Critical Essays Setting in Billy Budd

The action of Billy Budd takes place aboard the H.M.S. Bellipotent, a ship of the British navy, during the year 1797, beginning in July of that year. Short of men, the ship sets sail from the home port to join the Mediterranean fleet. Billy, serving on a merchant ship named for one of Thomas Paine's political tracts supporting liberty, is impressed into service aboard the warship. At the outset, his loss of liberty sounds an ironic note which dominates the entire novel.


 

Although the setting is a ship, the sea is largely overlooked because the novel looks inward. The microcosm of the ship stands out against the background of war and mutiny at a time when revolution against tyranny and oppression threatened to force the Western world into anarchy as the masses rushed toward liberty. The action occurs during Britain's war with France, shortly after the "Great Mutiny" in the British navy at Spithead and the Nore. This fact complicates Billy's crime and condemns him to serve as an example of wartime discipline.

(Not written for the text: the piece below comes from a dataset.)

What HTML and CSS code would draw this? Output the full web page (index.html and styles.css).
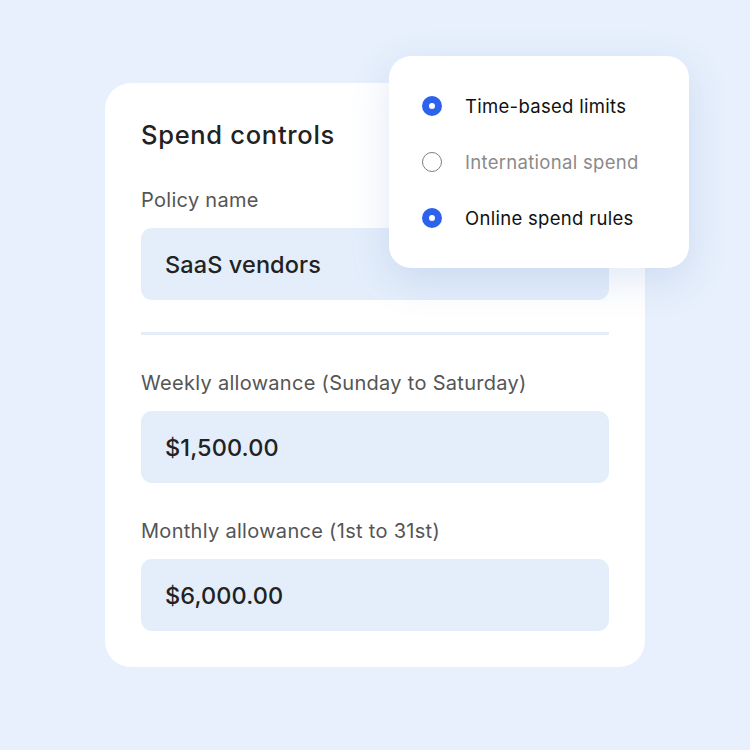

The fleet is en route to the Mediterranean, a word which denotes a place "in the middle of lands." Another aspect of locale is the eventual arrival of the ship at Gibraltar, a craggy jut of land ruled by Britain and separating the more civilized European cosmos from the dark continent of Africa. Thus the setting suggests the moral implications of Billy's own navigation between goodness and the inexplicable evil that superintends Claggart's spirit.